Ancient Ruins of Palmyra under Threat as ISIS Reaches City Gates

Can the 2,000 year-old Syrian heritage site be spared from destruction?

Ancient ruins of Palmyra
Photo via: Trek Earth

Fighters from ISIS have reached the gates of the ancient city of Palmyra in Syria, sparking fears that the 2,000 year-old heritage site could be flattened like Nimrud in Iraq.

According to Maamoun Abdulkarim, Syria’s director of antiquities, Syrian troops were battling ISIS fighters yesterday barely a mile away from the ruins of what was once one of most important cultural centers in the world, the Guardian reports.

“ISIS has not entered the city yet, and we hope these barbarians will never enter,” Abdulkarim told AFP. “We can protect the statues and artifacts, but we cannot protect the architecture, the temples.
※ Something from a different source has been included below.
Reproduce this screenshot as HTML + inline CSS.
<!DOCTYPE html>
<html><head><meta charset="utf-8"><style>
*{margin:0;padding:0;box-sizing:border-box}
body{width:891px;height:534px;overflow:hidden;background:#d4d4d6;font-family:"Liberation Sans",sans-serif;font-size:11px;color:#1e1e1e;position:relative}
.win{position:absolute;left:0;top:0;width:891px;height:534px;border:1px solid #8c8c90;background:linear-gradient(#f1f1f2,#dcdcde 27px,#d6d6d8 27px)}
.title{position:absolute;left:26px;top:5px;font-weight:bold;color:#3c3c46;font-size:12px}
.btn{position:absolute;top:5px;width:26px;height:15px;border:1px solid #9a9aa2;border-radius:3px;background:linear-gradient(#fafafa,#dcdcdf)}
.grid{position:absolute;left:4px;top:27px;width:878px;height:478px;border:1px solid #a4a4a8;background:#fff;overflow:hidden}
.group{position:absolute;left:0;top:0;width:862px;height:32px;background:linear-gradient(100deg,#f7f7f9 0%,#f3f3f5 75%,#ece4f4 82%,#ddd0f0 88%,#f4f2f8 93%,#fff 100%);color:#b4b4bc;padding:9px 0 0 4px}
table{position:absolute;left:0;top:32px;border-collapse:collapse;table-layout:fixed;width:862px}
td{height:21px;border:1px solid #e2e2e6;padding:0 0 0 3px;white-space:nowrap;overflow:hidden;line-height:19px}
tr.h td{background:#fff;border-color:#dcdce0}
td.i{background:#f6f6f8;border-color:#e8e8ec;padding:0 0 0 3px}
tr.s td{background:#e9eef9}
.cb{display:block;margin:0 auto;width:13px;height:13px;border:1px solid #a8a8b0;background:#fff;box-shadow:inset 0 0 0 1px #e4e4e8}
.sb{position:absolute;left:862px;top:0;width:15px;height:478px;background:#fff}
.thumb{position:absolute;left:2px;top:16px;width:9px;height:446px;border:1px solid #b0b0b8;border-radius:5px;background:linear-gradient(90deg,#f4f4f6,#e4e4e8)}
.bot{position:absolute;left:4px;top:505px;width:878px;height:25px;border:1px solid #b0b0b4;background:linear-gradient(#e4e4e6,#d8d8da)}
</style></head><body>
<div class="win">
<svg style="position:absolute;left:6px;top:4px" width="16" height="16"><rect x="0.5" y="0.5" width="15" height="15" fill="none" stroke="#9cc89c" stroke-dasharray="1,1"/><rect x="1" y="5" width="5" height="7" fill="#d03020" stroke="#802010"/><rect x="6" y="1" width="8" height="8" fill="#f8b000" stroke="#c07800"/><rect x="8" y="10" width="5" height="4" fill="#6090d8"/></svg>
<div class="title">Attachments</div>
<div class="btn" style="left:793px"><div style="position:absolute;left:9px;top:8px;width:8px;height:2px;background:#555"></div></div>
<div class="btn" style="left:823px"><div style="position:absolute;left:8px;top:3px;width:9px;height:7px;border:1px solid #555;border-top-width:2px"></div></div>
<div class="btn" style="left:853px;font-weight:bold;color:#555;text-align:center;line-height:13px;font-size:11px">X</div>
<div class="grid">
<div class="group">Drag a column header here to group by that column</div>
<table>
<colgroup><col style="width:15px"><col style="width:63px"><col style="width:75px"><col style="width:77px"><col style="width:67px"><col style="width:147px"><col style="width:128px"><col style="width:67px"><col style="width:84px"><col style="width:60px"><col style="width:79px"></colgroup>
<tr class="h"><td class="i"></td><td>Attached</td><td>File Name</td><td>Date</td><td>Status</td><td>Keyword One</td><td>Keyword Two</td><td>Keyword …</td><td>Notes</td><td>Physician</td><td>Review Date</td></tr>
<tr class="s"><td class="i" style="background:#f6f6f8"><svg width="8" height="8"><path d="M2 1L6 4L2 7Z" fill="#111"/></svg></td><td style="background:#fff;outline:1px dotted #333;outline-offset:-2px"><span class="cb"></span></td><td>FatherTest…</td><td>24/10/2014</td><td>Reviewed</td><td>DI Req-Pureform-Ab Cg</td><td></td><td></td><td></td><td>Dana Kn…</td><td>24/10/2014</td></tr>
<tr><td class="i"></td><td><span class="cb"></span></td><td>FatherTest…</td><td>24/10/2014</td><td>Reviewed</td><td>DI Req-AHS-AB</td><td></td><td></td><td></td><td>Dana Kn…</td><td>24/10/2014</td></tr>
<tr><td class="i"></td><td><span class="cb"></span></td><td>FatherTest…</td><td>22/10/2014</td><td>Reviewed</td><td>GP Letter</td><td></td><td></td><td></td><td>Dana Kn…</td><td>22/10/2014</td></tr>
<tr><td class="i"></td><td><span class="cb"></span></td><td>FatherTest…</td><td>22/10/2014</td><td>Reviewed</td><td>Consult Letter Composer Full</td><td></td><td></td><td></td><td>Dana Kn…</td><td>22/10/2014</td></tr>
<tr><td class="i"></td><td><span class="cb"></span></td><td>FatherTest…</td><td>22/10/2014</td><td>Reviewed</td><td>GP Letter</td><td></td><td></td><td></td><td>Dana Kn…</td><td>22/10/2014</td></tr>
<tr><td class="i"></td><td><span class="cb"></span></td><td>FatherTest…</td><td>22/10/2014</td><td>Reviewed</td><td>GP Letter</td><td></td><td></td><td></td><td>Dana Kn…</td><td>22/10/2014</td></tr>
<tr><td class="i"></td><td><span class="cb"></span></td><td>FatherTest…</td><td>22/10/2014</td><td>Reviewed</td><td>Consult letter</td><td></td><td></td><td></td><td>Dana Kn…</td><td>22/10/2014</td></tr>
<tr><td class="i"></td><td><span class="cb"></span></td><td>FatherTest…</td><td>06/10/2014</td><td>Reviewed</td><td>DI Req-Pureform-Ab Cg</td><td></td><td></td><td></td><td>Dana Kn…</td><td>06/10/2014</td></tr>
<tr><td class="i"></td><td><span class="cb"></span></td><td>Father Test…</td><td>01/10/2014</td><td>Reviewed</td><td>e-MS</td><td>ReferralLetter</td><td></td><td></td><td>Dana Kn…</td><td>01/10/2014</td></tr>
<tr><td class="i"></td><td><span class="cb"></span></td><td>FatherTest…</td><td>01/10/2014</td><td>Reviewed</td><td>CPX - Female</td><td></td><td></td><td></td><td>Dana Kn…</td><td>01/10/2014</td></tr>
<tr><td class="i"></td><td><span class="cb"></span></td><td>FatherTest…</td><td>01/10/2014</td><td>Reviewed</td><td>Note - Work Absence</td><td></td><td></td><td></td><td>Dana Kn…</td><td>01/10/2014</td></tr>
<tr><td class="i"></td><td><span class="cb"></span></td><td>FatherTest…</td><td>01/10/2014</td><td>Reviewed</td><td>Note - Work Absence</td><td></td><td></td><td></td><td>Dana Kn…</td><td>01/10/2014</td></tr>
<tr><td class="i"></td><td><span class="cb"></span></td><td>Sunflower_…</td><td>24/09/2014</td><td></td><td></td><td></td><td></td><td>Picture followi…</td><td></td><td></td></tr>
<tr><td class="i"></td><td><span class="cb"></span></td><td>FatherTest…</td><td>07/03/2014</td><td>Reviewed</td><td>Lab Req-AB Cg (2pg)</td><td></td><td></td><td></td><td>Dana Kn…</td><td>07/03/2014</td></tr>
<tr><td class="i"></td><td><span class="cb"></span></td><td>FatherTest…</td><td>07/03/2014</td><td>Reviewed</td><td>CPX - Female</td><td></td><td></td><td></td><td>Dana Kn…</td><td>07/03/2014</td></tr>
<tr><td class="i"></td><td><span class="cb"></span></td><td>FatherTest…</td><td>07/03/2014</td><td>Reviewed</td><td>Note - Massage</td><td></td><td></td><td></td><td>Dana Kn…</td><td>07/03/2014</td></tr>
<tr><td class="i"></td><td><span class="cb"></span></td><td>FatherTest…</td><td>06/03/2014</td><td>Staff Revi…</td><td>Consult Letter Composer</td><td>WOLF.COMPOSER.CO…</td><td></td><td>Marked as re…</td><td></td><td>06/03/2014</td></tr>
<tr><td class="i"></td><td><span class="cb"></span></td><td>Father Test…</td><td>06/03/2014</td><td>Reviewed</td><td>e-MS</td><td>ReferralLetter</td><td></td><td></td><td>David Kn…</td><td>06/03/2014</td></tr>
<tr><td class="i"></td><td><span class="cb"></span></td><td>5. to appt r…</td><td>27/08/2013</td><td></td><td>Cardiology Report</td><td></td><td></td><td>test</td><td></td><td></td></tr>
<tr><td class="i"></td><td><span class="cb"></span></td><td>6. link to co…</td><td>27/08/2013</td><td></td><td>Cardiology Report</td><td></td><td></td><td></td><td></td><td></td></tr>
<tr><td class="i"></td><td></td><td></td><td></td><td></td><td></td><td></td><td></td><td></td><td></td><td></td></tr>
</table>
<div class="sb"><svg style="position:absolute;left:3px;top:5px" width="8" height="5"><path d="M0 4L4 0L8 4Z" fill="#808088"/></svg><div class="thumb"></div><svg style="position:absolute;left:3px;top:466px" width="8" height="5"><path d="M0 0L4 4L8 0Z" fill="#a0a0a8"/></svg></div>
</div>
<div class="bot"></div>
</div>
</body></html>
If ISIS enters Palmyra, it will spell its destruction,” he added.

The ancient city—described by UNESCO as a heritage site of “outstanding universal value”—was once a crossroad of Greek, Roman, Persian and Islamic cultures. Palmyra’s temples and colonnaded streets, dating to the first and second centuries, are unique testimonies of the crossover between those civilizations.
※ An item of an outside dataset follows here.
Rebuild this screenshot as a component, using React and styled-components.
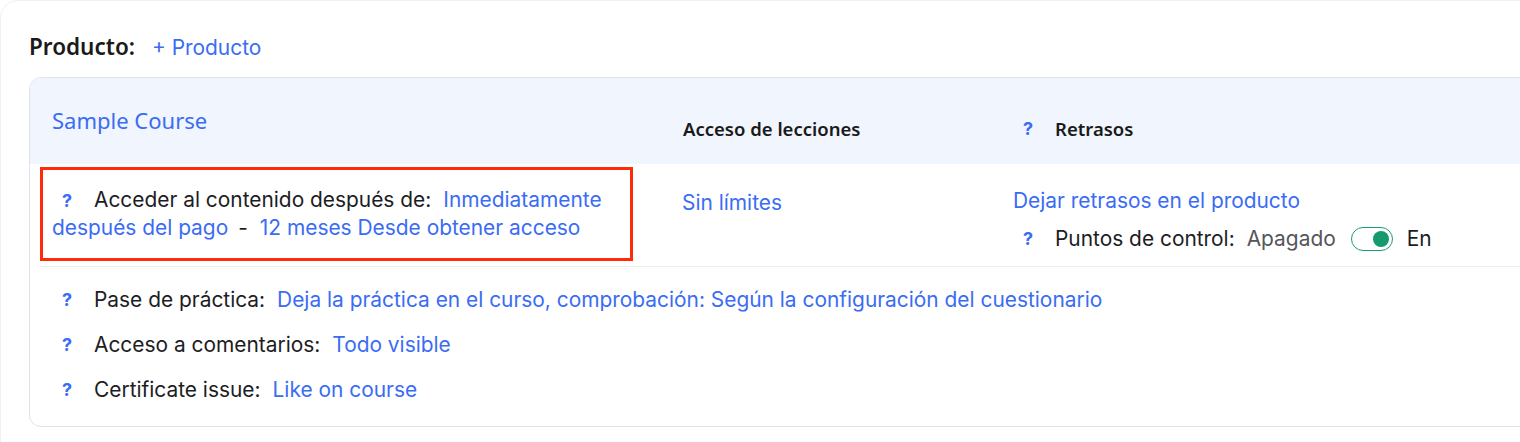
import React from "react";
import styled, { createGlobalStyle } from "styled-components";

const Global = createGlobalStyle`
  html, body { margin: 0; padding: 0; background: #fff; overflow: hidden; }
  body { font-family: Inter, "Noto Sans", sans-serif; color: #1d1d1f; }
`;

const BLUE = "#3a6cf4";
const TEXT_SIZE = 20.9;

const Frame = styled.div`
  width: 100%;
  height: 442px;
  overflow: hidden;
  box-sizing: border-box;
  border: 1px solid #f1f1f3;
  border-right: 0;
  border-bottom: 0;
  border-top-left-radius: 18px;
  padding: 30px 0 0 28px;
`;

const TitleRow = styled.div`
  display: flex;
  align-items: baseline;
  gap: 17px;
  height: 28px;
`;

const Title = styled.span`
  font-family: "Noto Sans", sans-serif;
  font-weight: 600;
  font-size: 22.5px;
  color: #1a1a1a;
`;

const Link = styled.span`
  color: ${BLUE};
  font-size: ${(p) => p.$size || TEXT_SIZE}px;
  cursor: pointer;
`;

const Card = styled.div`
  margin-top: 18px;
  width: 1540px;
  border: 1px solid #dfe2ef;
  border-radius: 12px;
  overflow: hidden;
`;

const Columns = styled.div`
  display: grid;
  grid-template-columns: 593px 380px 1fr;
  margin-left: 10px;
`;

const Header = styled(Columns)`
  background: #f0f5fe;
  margin-left: 0;
  padding-left: 10px;
  height: 86px;
`;

const HeaderCell = styled.div`
  display: flex;
  align-items: ${(p) => (p.$top ? "flex-start" : "center")};
  padding-top: ${(p) => (p.$top ? 28 : 15)}px;
  padding-left: ${(p) => p.$pad || 0}px;
  box-sizing: border-box;
`;

const CourseName = styled.span`
  font-family: "Noto Sans", sans-serif;
  font-size: 22px;
  color: ${BLUE};
  line-height: 28px;
`;

const ColHeading = styled.span`
  font-family: "Noto Sans", sans-serif;
  font-weight: 600;
  font-size: 18.5px;
  color: #1a1a1a;
`;

const HelpMark = styled.span`
  display: inline-block;
  width: 32px;
  padding-left: 10px;
  box-sizing: content-box;
  font-weight: 700;
  font-size: 18px;
  color: ${BLUE};
  flex-shrink: 0;
`;

const MainRow = styled(Columns)`
  padding: 3px 0 5px;
  border-bottom: 1px solid #ececef;
`;

const Highlight = styled.div`
  border: 3px solid #ff2a0c;
  height: 94px;
  box-sizing: border-box;
  padding: 16px 9px;
  font-size: ${TEXT_SIZE}px;
  line-height: 27px;
`;

const Label = styled.span`
  color: #1d1d1f;
  font-size: ${TEXT_SIZE}px;
  margin-right: 12px;
`;

const Sep = styled.span`
  margin: 0 12px 0 10px;
`;

const PlainCell = styled.div`
  padding-top: 22px;
  padding-left: 49px;
  font-size: ${TEXT_SIZE}px;
  line-height: 27px;
`;

const DelayCell = styled.div`
  display: flex;
  flex-direction: column;
  gap: 11px;
  padding-top: 20px;
  font-size: ${TEXT_SIZE}px;
  line-height: 27px;
`;

const InlineRow = styled.div`
  display: flex;
  align-items: center;
`;

const Muted = styled.span`
  color: #55565b;
  margin-right: 15px;
`;

const Toggle = styled.span`
  display: inline-flex;
  align-items: center;
  justify-content: flex-end;
  width: 42px;
  height: 24px;
  box-sizing: border-box;
  border: 1.5px solid #1e9c70;
  border-radius: 12px;
  padding: 0 3px;
  margin-right: 14px;
`;

const Knob = styled.span`
  width: 16px;
  height: 16px;
  border-radius: 50%;
  background: #159a6b;
`;

const SettingsList = styled.div`
  padding: 10px 0 14px 22px;
`;

const SettingRow = styled.div`
  display: flex;
  align-items: center;
  height: 45px;
  font-size: ${TEXT_SIZE}px;
`;

export default function App() {
  return (
    <>
      <Global />
      <Frame>
        <TitleRow>
          <Title>Producto:</Title>
          <Link>+ Producto</Link>
        </TitleRow>
        <Card>
          <Header>
            <HeaderCell $top $pad={12}>
              <CourseName>Sample Course</CourseName>
            </HeaderCell>
            <HeaderCell $pad={50}>
              <ColHeading>Acceso de lecciones</ColHeading>
            </HeaderCell>
            <HeaderCell>
              <HelpMark>?</HelpMark>
              <ColHeading>Retrasos</ColHeading>
            </HeaderCell>
          </Header>
          <MainRow>
            <Highlight>
              <HelpMark>?</HelpMark>
              <Label>Acceder al contenido después de:</Label>
              <Link>Inmediatamente después del pago</Link>
              <Sep>-</Sep>
              <Link>12 meses Desde obtener acceso</Link>
            </Highlight>
            <PlainCell>
              <Link>Sin límites</Link>
            </PlainCell>
            <DelayCell>
              <Link>Dejar retrasos en el producto</Link>
              <InlineRow>
                <HelpMark>?</HelpMark>
                <Label>Puntos de control:</Label>
                <Muted>Apagado</Muted>
                <Toggle>
                  <Knob />
                </Toggle>
                <span>En</span>
              </InlineRow>
            </DelayCell>
          </MainRow>
          <SettingsList>
            <SettingRow>
              <HelpMark>?</HelpMark>
              <Label>Pase de práctica:</Label>
              <Link>
                Deja la práctica en el curso, comprobación: Según la configuración del cuestionario
              </Link>
            </SettingRow>
            <SettingRow>
              <HelpMark>?</HelpMark>
              <Label>Acceso a comentarios:</Label>
              <Link>Todo visible</Link>
            </SettingRow>
            <SettingRow>
              <HelpMark>?</HelpMark>
              <Label>Certificate issue:</Label>
              <Link>Like on course</Link>
            </SettingRow>
          </SettingsList>
        </Card>
      </Frame>
    </>
  );
}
According to the Syrian Observatory for Human Rights, ISIS has executed 26 civilians and beheaded 10 in the outskirts of Palmyra, also known as Tadmur. New York Times reporter Anne Barnard described residents in the area as being in “a state of anxiety and chaos” and trying to flee.

“If the ancient city falls, it will be an international catastrophe,” Abdulkarim lamented. “It will be a repetition of the barbarism and savagery which we saw in Nimrud, Hatra and Mosul.”

In the last few months, ISIS militants have embarked on a savage “cultural cleansing” campaign that has resulted in wide-spread destruction of pre-Islamic ancient architectural remains, artifacts and manuscripts across Iraq and Syria.